Dempsey breathed a bit of life into the offense without landing either of his two shots on target. He hit a free kick into the wall from roughly the same spot he’d scored in the semifinal and also in a 6-0 rout of Honduras in March. Dempsey was one of several U.S. attackers to end the match utterly frustrated.

A couple of hard, early fouls slowed down Pulisic and he burst alight only rarely before Paul Arriola replaced him in the 87th minute. For violently shrugging off Johnny Acosta in the final minutes, Dempsey -- who had appealed for a penalty when tangled up during a free kick -- was cautioned, as was Altidore, whose yellow card for a similar incident of indiscipline imposes a suspension on him for the Honduras game.

Altidore had been boiling about several punishing hits and an apparent foul by Waston in the 24th minute in the penalty area that was ignored by referee John Pitti.

None of the American attackers carried their weight tonight and it’s telling that Bobby Wood, who was sharp and lively in the first quarter-hour, played the full 90 minutes but ended up with just one shot, which was blocked.

3. Costa Ricans felt at home and played like it.
When the teams met in the infamous 1985 World Cup qualifier in Southern California, Costa Rican colors predominated in the crowd of 11,800 and the festivities included musicians and folk dancers in traditional dress. They celebrated lustily a 1-0 victory that eliminated the U.S. from contention and sent Costa Rica into the final round, from which it reached Mexico ’86.

The split was more even at Red Bull Arena, which still gave the match a very Costa Rican feel to which their players, seven of them in the match-day squad employed by MLS teams, responded enthusiastically. They carried more of the play and it must be said, physically dominated the Americans most of the time in 50-50 duels. Man for man, they were better, and their big players came through.

Costa Rica drew a good crowd when it beat the USA, 1-0, in a friendly two years ago at Red Bull Arena. Its game at the venue during the Copa America Centenario last year also lured a large contingent of its fans.

Ironically, one of the few criticisms of Urena’s play for the Earthquakes is that he hasn’t scored enough goals (four in 20 games). Two of his four shots hit the net behind Howard, who was a bit too close to the near post and off-balance on the first goal.

At the other end of the field, Keylor Navas did his job by spectacularly swatting away a deflected Pulisic shot and smothering an Altidore attempt more routinely from close range.

Rather than blowing his fuse and being ejected as he’s been four times playing for the Whitecaps, Waston kept his cool and let Dempsey take the caution. His club teammate, Cristian Bolanos, pulled the strings masterfully and along with Bryan Ruiz, knit together sequences that stretched and disrupted the Americans’ shape.

In planning his tactics and melding his players from different sources – MLS, Europe, and domestic clubs – Ramirez gave Arena a harsh lesson.

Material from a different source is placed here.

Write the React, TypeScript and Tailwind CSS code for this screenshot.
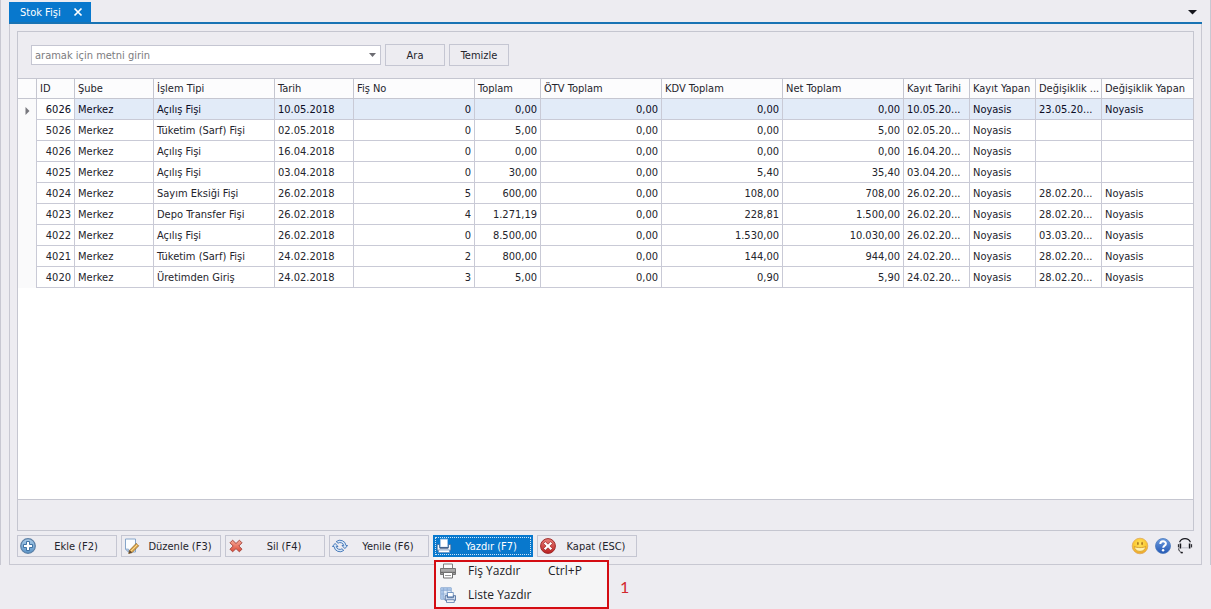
import type { ReactNode } from "react";

type Row = {
  id: string;
  type: string;
  date: string;
  no: string;
  total: string;
  otv: string;
  kdv: string;
  net: string;
  created: string;
  changed: string;
  changedBy: string;
};

const rows: Row[] = [
  { id: "6026", type: "Açılış Fişi", date: "10.05.2018", no: "0", total: "0,00", otv: "0,00", kdv: "0,00", net: "0,00", created: "10.05.20...", changed: "23.05.20...", changedBy: "Noyasis" },
  { id: "5026", type: "Tüketim (Sarf) Fişi", date: "02.05.2018", no: "0", total: "5,00", otv: "0,00", kdv: "0,00", net: "5,00", created: "02.05.20...", changed: "", changedBy: "" },
  { id: "4026", type: "Açılış Fişi", date: "16.04.2018", no: "0", total: "0,00", otv: "0,00", kdv: "0,00", net: "0,00", created: "16.04.20...", changed: "", changedBy: "" },
  { id: "4025", type: "Açılış Fişi", date: "03.04.2018", no: "0", total: "30,00", otv: "0,00", kdv: "5,40", net: "35,40", created: "03.04.20...", changed: "", changedBy: "" },
  { id: "4024", type: "Sayım Eksiği Fişi", date: "26.02.2018", no: "5", total: "600,00", otv: "0,00", kdv: "108,00", net: "708,00", created: "26.02.20...", changed: "28.02.20...", changedBy: "Noyasis" },
  { id: "4023", type: "Depo Transfer Fişi", date: "26.02.2018", no: "4", total: "1.271,19", otv: "0,00", kdv: "228,81", net: "1.500,00", created: "26.02.20...", changed: "28.02.20...", changedBy: "Noyasis" },
  { id: "4022", type: "Açılış Fişi", date: "26.02.2018", no: "0", total: "8.500,00", otv: "0,00", kdv: "1.530,00", net: "10.030,00", created: "26.02.20...", changed: "03.03.20...", changedBy: "Noyasis" },
  { id: "4021", type: "Tüketim (Sarf) Fişi", date: "24.02.2018", no: "2", total: "800,00", otv: "0,00", kdv: "144,00", net: "944,00", created: "24.02.20...", changed: "28.02.20...", changedBy: "Noyasis" },
  { id: "4020", type: "Üretimden Giriş", date: "24.02.2018", no: "3", total: "5,00", otv: "0,00", kdv: "0,90", net: "5,90", created: "24.02.20...", changed: "28.02.20...", changedBy: "Noyasis" },
];

const columns: { label: string; width: string }[] = [
  { label: "ID", width: "w-[38px]" },
  { label: "Şube", width: "w-[79px]" },
  { label: "İşlem Tipi", width: "w-[121px]" },
  { label: "Tarih", width: "w-[79px]" },
  { label: "Fiş No", width: "w-[121px]" },
  { label: "Toplam", width: "w-[66px]" },
  { label: "ÖTV Toplam", width: "w-[121px]" },
  { label: "KDV Toplam", width: "w-[121px]" },
  { label: "Net Toplam", width: "w-[121px]" },
  { label: "Kayıt Tarihi", width: "w-[66px]" },
  { label: "Kayıt Yapan", width: "w-[66px]" },
  { label: "Değişiklik ...", width: "w-[66px]" },
  { label: "Değişiklik Yapan", width: "" },
];

function AddIcon() {
  return (
    <svg width="16" height="16" viewBox="0 0 16 16" aria-hidden="true">
      <defs>
        <linearGradient id="addFill" x1="0" y1="0" x2="0" y2="1">
          <stop offset="0" stopColor="#a9cbe8" />
          <stop offset="1" stopColor="#5b94c8" />
        </linearGradient>
      </defs>
      <circle cx="8" cy="8" r="7.3" fill="url(#addFill)" stroke="#5b7fa6" strokeWidth="1.2" />
      <path d="M6.5 3.500h3v3h3v3h-3v3h-3v-3h-3v-3h3z" fill="#fff" stroke="#31689c" strokeWidth="0.9" />
    </svg>
  );
}

function EditIcon() {
  return (
    <svg width="16" height="16" viewBox="0 0 16 16" aria-hidden="true">
      <path d="M1.500 1h10v13h-7l-3-3z" fill="#fbfdff" stroke="#86a5c9" />
      <path d="M1.500 11h3v3z" fill="#b8cde6" stroke="#86a5c9" strokeWidth="0.7" />
      <path d="M5.600 12.200l6.600-6.800 2.500 2.400-6.600 6.800-3.400.9z" fill="#e2aa4c" stroke="#8d6428" strokeWidth="0.8" />
      <path d="M6.800 13.300l6.600-6.700" stroke="#fbe2a4" strokeWidth="0.9" />
      <path d="M4.700 15.500l.9-3.300 2.500 2.400z" fill="#5a4636" />
    </svg>
  );
}

function DeleteIcon() {
  return (
    <svg width="16" height="16" viewBox="0 0 16 16" aria-hidden="true">
      <defs>
        <linearGradient id="deleteFill" x1="0" y1="0" x2="0" y2="1">
          <stop offset="0" stopColor="#f7ab98" />
          <stop offset="1" stopColor="#dc4a38" />
        </linearGradient>
      </defs>
      <path d="M4.600 2.200L8 5.500l3.400-3.300 2.600 2.600L10.800 8l3.200 3.200-2.600 2.600L8 10.600l-3.400 3.200L2 11.200 5.200 8 2 4.800z" fill="url(#deleteFill)" stroke="#a8483f" strokeWidth="1" strokeLinejoin="round" />
    </svg>
  );
}

function RefreshIcon() {
  return (
    <svg width="16" height="16" viewBox="0 0 16 16" aria-hidden="true">
      <g fill="#d5e6f7" stroke="#3c70b4" strokeWidth="0.9" strokeLinejoin="round">
        <path d="M4.200 3.600A6 6 0 0 1 14 7.500h1.600L12.900 10.600 10 7.500h1.700A3.700 3.700 0 0 0 6 5.200Z" />
        <path d="M11.800 12.400A6 6 0 0 1 2 8.500H.4L3.100 5.400 6 8.500H4.300A3.700 3.700 0 0 0 10 10.800Z" />
      </g>
    </svg>
  );
}

function PrintColorIcon() {
  return (
    <svg width="16" height="16" viewBox="0 0 16 16" aria-hidden="true">
      <path d="M4.500 1.200h7v8h-7z" fill="#fff" stroke="#a9c9e8" strokeWidth="0.8" />
      <path d="M1.200 6.500h2.300v3.200h9V6.500h2.300v5.800H1.200z" fill="#f2f6fb" stroke="#3d5f8c" strokeWidth="0.7" />
      <path d="M3.800 10h8.400" stroke="#2f4b74" strokeWidth="1.200" />
      <path d="M2.500 12h11v2.500h-11z" fill="#fff" stroke="#6a8fbd" strokeWidth="0.7" />
    </svg>
  );
}

function CloseIcon() {
  return (
    <svg width="16" height="16" viewBox="0 0 16 16" aria-hidden="true">
      <defs>
        <linearGradient id="closeFill" x1="0" y1="0" x2="0" y2="1">
          <stop offset="0" stopColor="#e98079" />
          <stop offset="1" stopColor="#ba1f1f" />
        </linearGradient>
      </defs>
      <circle cx="8" cy="8" r="7.400" fill="url(#closeFill)" stroke="#9f2a2a" />
      <path d="M5.400 3.700L8 6.200l2.600-2.500 1.800 1.800L9.900 8l2.500 2.500-1.800 1.800L8 9.800l-2.600 2.500-1.800-1.800L6.100 8 3.600 5.500z" fill="#fff" stroke="#8e1b1b" strokeWidth="0.6" />
    </svg>
  );
}

function PrinterIcon() {
  return (
    <svg width="16" height="16" viewBox="0 0 16 16" aria-hidden="true">
      <path d="M3.500 6V1h9v5" fill="#fafafa" stroke="#7d7d7d" />
      <path d="M.5 5.500h15v6H.5z" fill="#a9a9a9" stroke="#757575" />
      <path d="M1 9.500h14" stroke="#696969" strokeWidth="1.400" />
      <path d="M3.500 9.500h9v5.500h-9z" fill="#fff" stroke="#6f6f6f" />
      <path d="M5 12.500h6" stroke="#9a9a9a" />
    </svg>
  );
}

function PrintListIcon() {
  return (
    <svg width="16" height="16" viewBox="0 0 16 16" aria-hidden="true">
      <path d="M.8.8h10.400v11.400H.8z" fill="#e3edf9" stroke="#86a6d0" />
      <path d="M1 1h10v2.200H1zM1 1h2.400v11H1z" fill="#a9c4e6" />
      <path d="M3.600 1v11M7.200 1v11M1 3.400h10M1 7h10" stroke="#86a6d0" strokeWidth="0.7" />
      <path d="M7.500 5.500h5.800v4.300H7.500z" fill="#fff" stroke="#5b82b4" strokeWidth="0.8" />
      <path d="M5.200 8.700h2.200v2h6V8.700h2.200v4.600H5.200z" fill="#d3e0f1" stroke="#3a5c8e" strokeWidth="0.8" />
      <path d="M6.500 12.800h7.800v2.600H6.500z" fill="#fff" stroke="#4b6fa2" strokeWidth="0.8" />
    </svg>
  );
}

function SmileIcon() {
  return (
    <svg width="18" height="18" viewBox="0 0 18 18" aria-hidden="true">
      <defs>
        <radialGradient id="smileFill" cx="0.5" cy="0.35" r="0.65">
          <stop offset="0" stopColor="#ffe45c" />
          <stop offset="0.7" stopColor="#fac42c" />
          <stop offset="1" stopColor="#e9a02a" />
        </radialGradient>
      </defs>
      <circle cx="9" cy="9" r="7.800" fill="url(#smileFill)" stroke="#e0a95c" strokeWidth="0.8" />
      <ellipse cx="6.900" cy="6.500" rx="0.800" ry="1.800" fill="#a8741c" />
      <ellipse cx="11.100" cy="6.500" rx="0.800" ry="1.800" fill="#a8741c" />
      <path d="M3.400 9.400c1.600 1.600 9.600 1.600 11.200 0-.2 3.200-2.500 5-5.600 5S3.600 12.600 3.400 9.400z" fill="#fff3b0" stroke="#cf952a" strokeWidth="0.8" />
    </svg>
  );
}

function HelpIcon() {
  return (
    <svg width="18" height="18" viewBox="0 0 18 18" aria-hidden="true">
      <defs>
        <linearGradient id="helpFill" x1="0" y1="0" x2="0" y2="1">
          <stop offset="0" stopColor="#6c9ce0" />
          <stop offset="1" stopColor="#2458b4" />
        </linearGradient>
      </defs>
      <circle cx="9" cy="9" r="7.500" fill="url(#helpFill)" stroke="#4a78bd" strokeWidth="0.8" />
      <path d="M6.300 7.100c0-3.700 5.600-3.500 5.600-.4 0 1.900-2.700 2-2.700 4" fill="none" stroke="#fff" strokeWidth="2" />
      <circle cx="9.100" cy="13.200" r="1.200" fill="#fff" />
    </svg>
  );
}

function HeadsetIcon() {
  return (
    <svg width="16" height="18" viewBox="0 0 16 18" fill="none" stroke="#16161c" aria-hidden="true">
      <path d="M2.600 5.200C3.600 2.600 5.400 1.600 8 1.600s4.400 1 5.400 3.600" strokeWidth="1.200" />
      <path d="M3.400 6.600v4.800M12.600 6.600v4.800" strokeWidth="1.600" />
      <path d="M1.400 7.200v3.200M14.600 7.200v3.200" strokeWidth="1" />
      <path d="M1.600 11.400c.2 2.400 1.200 3.600 3 4" strokeWidth="0.900" />
      <path d="M3.800 15.600h2" strokeWidth="1.500" />
      <path d="M4.500 10.800h7" stroke="#a9a9b4" strokeWidth="0.700" />
    </svg>
  );
}

function ActionButton({ icon, label }: { icon: ReactNode; label: string }) {
  return (
    <button type="button" className="flex h-[22px] w-[100px] items-center border border-[#c5c6d2] bg-[#edecf1] pl-[2px]">
      {icon}
      <span className="flex-1 pt-px text-center">{label}</span>
    </button>
  );
}

export default function App() {
  return (
    <div className="flex min-h-screen flex-col bg-[#edecf1] pb-11 font-['DejaVu_Sans_Condensed','Noto_Sans',sans-serif] text-[11px] leading-4 text-[#24242c]">
      <div className="flex flex-1 flex-col border-x border-[#c8c8d2] px-2 pt-0.5">
        <div className="flex items-center justify-between">
          <div className="flex h-5 w-[82px] items-center justify-between bg-[#0878cd] pr-2 pl-[11px] text-white">
            <span className="pt-px">Stok Fişi</span>
            <button type="button" aria-label="Sekmeyi kapat">
              <svg width="10" height="10" viewBox="0 0 10 10" stroke="#fff" strokeWidth="1.700">
                <path d="M1.500 1.500l7 7M8.500 1.500l-7 7" />
              </svg>
            </button>
          </div>
          <button type="button" aria-label="Sekme listesi" className="pr-[5px]">
            <svg width="9" height="5" viewBox="0 0 9 5">
              <path d="M0 0h9L4.500 4.500z" fill="#15151c" />
            </svg>
          </button>
        </div>
        <div className="h-0.5 bg-[#1873b4]" />

        <main className="flex flex-1 flex-col gap-1 border-x border-b border-[#c8c8d2] p-[7px]">
          <section className="flex flex-1 flex-col border border-[#c5c6d0]">
            <form className="flex items-center gap-1 py-3 pl-[13px]" onSubmit={(e) => e.preventDefault()}>
              <div className="flex h-5 w-[350px] items-center border border-[#c5c6d2] bg-white pr-1">
                <input
                  type="text"
                  aria-label="Arama metni"
                  placeholder="aramak için metni girin"
                  className="min-w-0 flex-1 bg-transparent px-[3px] pt-px outline-none placeholder:text-[#7c7c80]"
                />
                <button type="button" aria-label="Arama geçmişi">
                  <svg width="7" height="4" viewBox="0 0 7 4">
                    <path d="M0 0h7L3.500 4z" fill="#6c6c72" />
                  </svg>
                </button>
              </div>
              <button type="submit" className="h-[22px] w-[60px] border border-[#c5c6d2] pt-px">Ara</button>
              <button type="reset" className="h-[22px] w-[60px] border border-[#c5c6d2] pt-px">Temizle</button>
            </form>

            <div className="flex-1 border-y border-[#c5c6d0] bg-white">
              <table className="w-full table-fixed border-separate border-spacing-0 whitespace-nowrap [&_td]:overflow-hidden [&_td]:border-r [&_td]:border-b [&_td]:border-[#c9cad6] [&_td]:px-[3px] [&_td]:pt-0.5 [&_td]:pb-0 [&_td:last-child]:border-r-0">
                <thead>
                  <tr className="h-5 bg-[#fcfcfd]">
                    <th className="w-[19px] border-r border-b border-[#c5c6d0] p-0" aria-label="Seçim" />
                    {columns.map((c) => (
                      <th
                        key={c.label}
                        className={`overflow-hidden border-r border-b border-[#c5c6d0] px-[3px] py-0 text-left font-normal last:border-r-0 ${c.width}`}
                      >
                        {c.label}
                      </th>
                    ))}
                  </tr>
                </thead>
                <tbody>
                  {rows.map((r, i) => (
                    <tr key={r.id} className={i === 0 ? "h-[21px] bg-[#e2ebf8] text-[#0c0c24]" : "h-[21px]"}>
                      <td className="border-b-0! bg-[#fafafb]">
                        {i === 0 && (
                          <svg width="5" height="8" viewBox="0 0 5 8" className="ml-1" aria-label="Seçili satır">
                            <path d="M0.500 0L4.500 4 0.500 8z" fill="#77777d" />
                          </svg>
                        )}
                      </td>
                      <td className="bg-white text-right">{r.id}</td>
                      <td>Merkez</td>
                      <td>{r.type}</td>
                      <td>{r.date}</td>
                      <td className="text-right">{r.no}</td>
                      <td className="text-right">{r.total}</td>
                      <td className="text-right">{r.otv}</td>
                      <td className="text-right">{r.kdv}</td>
                      <td className="text-right">{r.net}</td>
                      <td>{r.created}</td>
                      <td>Noyasis</td>
                      <td>{r.changed}</td>
                      <td>{r.changedBy}</td>
                    </tr>
                  ))}
                </tbody>
              </table>
            </div>
            <div className="h-[30px]" />
          </section>

          <div className="flex items-center justify-between">
            <div className="flex gap-1">
              <ActionButton icon={<AddIcon />} label="Ekle (F2)" />
              <ActionButton icon={<EditIcon />} label="Düzenle (F3)" />
              <ActionButton icon={<DeleteIcon />} label="Sil (F4)" />
              <ActionButton icon={<RefreshIcon />} label="Yenile (F6)" />
              <div className="relative">
                <button
                  type="button"
                  aria-haspopup="menu"
                  aria-expanded="true"
                  className="flex h-[22px] w-[100px] bg-[#0878cd] p-0.5 text-white"
                >
                  <span className="flex h-full flex-1 items-center border border-dotted border-[#cfe4f6]">
                    <PrintColorIcon />
                    <span className="flex-1 pt-px text-center">Yazdır (F7)</span>
                  </span>
                </button>
                <div className="absolute top-full left-px z-10 flex items-center bg-[#f5f5f6] pt-[3px]">
                  <ul role="menu" className="w-[175px] border-2 border-[#d40c12] font-['Open_Sans','Noto_Sans',sans-serif] text-[12px] text-[#222226]">
                    <li role="none">
                      <button type="button" role="menuitem" className="flex h-[21px] w-full items-center pb-1 pl-1">
                        <PrinterIcon />
                        <span className="ml-3 w-20 text-left">Fiş Yazdır</span>
                        <span>Ctrl+P</span>
                      </button>
                    </li>
                    <li role="none">
                      <button type="button" role="menuitem" className="flex h-6 w-full items-center pl-1">
                        <PrintListIcon />
                        <span className="ml-3">Liste Yazdır</span>
                      </button>
                    </li>
                  </ul>
                  <span className="absolute left-full ml-[11px] pt-1 font-['Lato',sans-serif] text-base text-[#d2282e]">1</span>
                </div>
              </div>
              <ActionButton icon={<CloseIcon />} label="Kapat (ESC)" />
            </div>
            <div className="flex items-center gap-[5px] pr-px">
              <button type="button" aria-label="Geri bildirim"><SmileIcon /></button>
              <button type="button" aria-label="Yardım"><HelpIcon /></button>
              <button type="button" aria-label="Canlı destek"><HeadsetIcon /></button>
            </div>
          </div>
        </main>
      </div>
    </div>
  );
}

Physically and psychologically, the Americans weren’t up for the fight, and now are looking more like a playoff team than an automatic entrant for Russia 2018.

6 comments about "Physically and psychologically, USA wasn't up for fight".
  1. R2 Dad, September 2, 2017 at 12:09 a.m.

    Marco Urena had a good match. Good thing MLS has been so instrumental in giving him the platform to improve his game. And from this all we hear from Garber: crickets. Say what you will about Liga MX--those owners do very little to give playing time to lots of direct CONCACAF rival players.

  2. glenn kastrinos, September 2, 2017 at 10:42 a.m.

    I think Costa Rica won the game in the first ten minutes when they tactically went after Zusi. As Cameron felt he had to lean that way to support, it opened up the middle. Central defense was quite weak but I am sure Honduras will do the same thing and go after the right defense early on. Honduras is going to be fast and physical, and I hope Arena chooses speed in this game. I am glad they are possessing though. Nagbe and Pulisec are trying to play some good soccer and now just have to finish. If not, we could be going the way of Holland. It happens. The other thing is why did we not get four teams this world cup after getting three teams into the final sixteen and one in the quarters? FIFA only thinks of Europe, even though most brackets have only one or two strong teams in them. England Malta, wow, what a rivalry.

  3. Ben Myers, September 2, 2017 at 4:15 p.m.

    And why did the US choose a southern venue for the match, a place where Costa Rican fans could show up in droves?

  4. Ric Fonseca, September 2, 2017 at 9:52 p.m.

    Uh, Ben Myers, I thought they played in Jew Jersey, right across from the Big Apple? Oh, you said that tongue-in-cheek, right?

  5. Andrew Kear, September 3, 2017 at 4:42 p.m.

    Yet, another mini crisis for the USMNT team. This is becoming a depressing familiar situation. The leaky US defense has been a concern for over 18 months, gives up goals on a regular basis. I guess talented players no longer want to play defense.

  6. R2 Dad replied, September 5, 2017 at 7:21 p.m.

    AK, it's not that they can't defend per se, it's that our back line combines poor ball-handling with a low soccer IQ. The physical ability to defend must be combined with the intelligence and sense to know where the danger is coming from, when to challenge, when to drop, and overall positioning. The Cameron long pass that lead to the goal was dangerous because he wasn't aware his partner had not closed in to cover in case the pass was intercepted. One cannot turn off, even for a moment, in international play--you get punished as we were against Costa Rica.